13 Brethren, I count not myself to have apprehended: but this one thing I do, forgetting those things which are behind, and reaching forth unto those things which are before,

14 I press toward the mark for the prize of the high calling of God in Christ Jesus.

15 Let us therefore, as many as be perfect, be thus minded: and if in any thing ye be otherwise minded, God shall reveal even this unto you.

16 Nevertheless, whereto we have already attained, let us walk by the same rule, let us mind the same thing.

17 Brethren, be followers together of me, and mark them which walk so as ye have us for an ensample.

18 (For many walk, of whom I have told you often, and now tell you even weeping, that they are the enemies of the cross of Christ:

19 Whose end is destruction, whose God is their belly, and whose glory is in their shame, who mind earthly things.)


THE HOLY GOSPEL ACCORDING TO
SAINT LUKE 9:12-18
KJV

12 And when the day began to wear away, then came the twelve, and said unto him, Send the multitude away, that they may go into the towns and country round about, and lodge, and get victuals: for we are here in a desert place.

13 But he said unto them, Give ye them to eat.

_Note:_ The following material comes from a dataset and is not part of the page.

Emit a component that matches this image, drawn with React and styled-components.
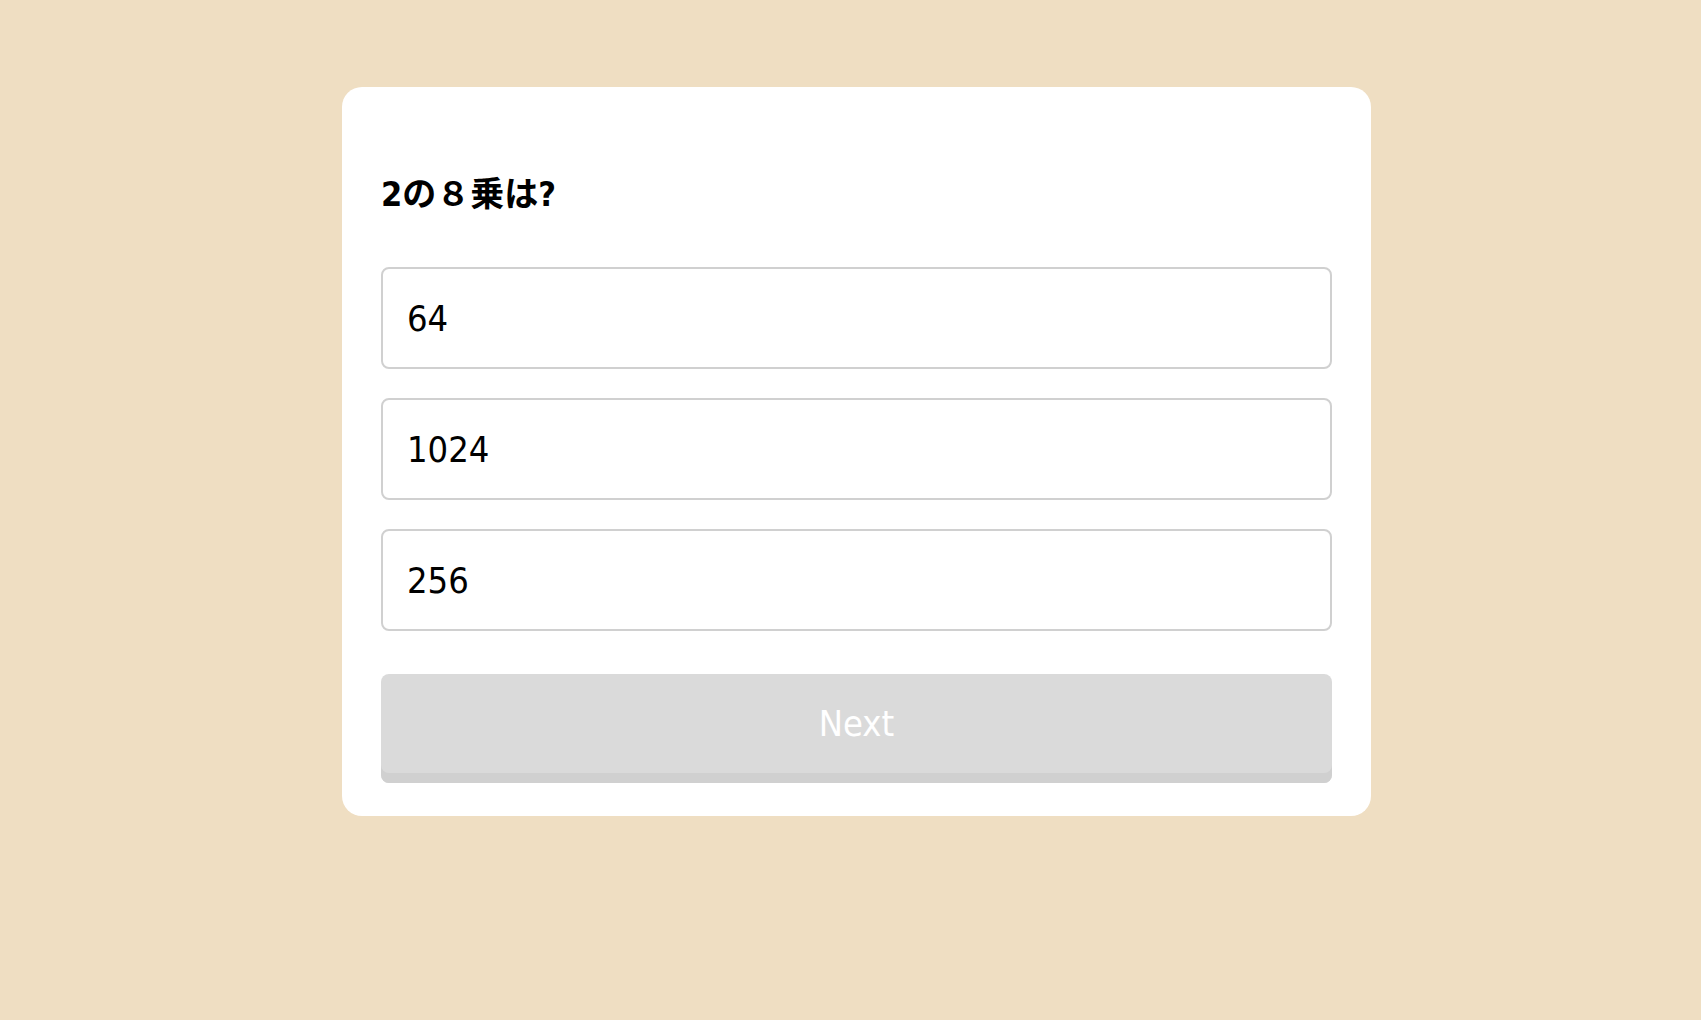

And they said, We have no more but five loaves and two fishes; except we should go and buy meat for all this people.

14 For they were about five thousand men. And he said to his disciples, Make them sit down by fifties in a company.

15 And they did so, and made them all sit down.

16 Then he took the five loaves and the two fishes, and looking up to heaven, he blessed them, and brake, and gave to the disciples to set before the multitude.

17 And they did eat, and were all filled: and there was taken up of fragments that remained to them twelve baskets.

18 And it came to pass, as he was alone praying, his disciples were with him: and he asked them, saying, Whom say the people that I am?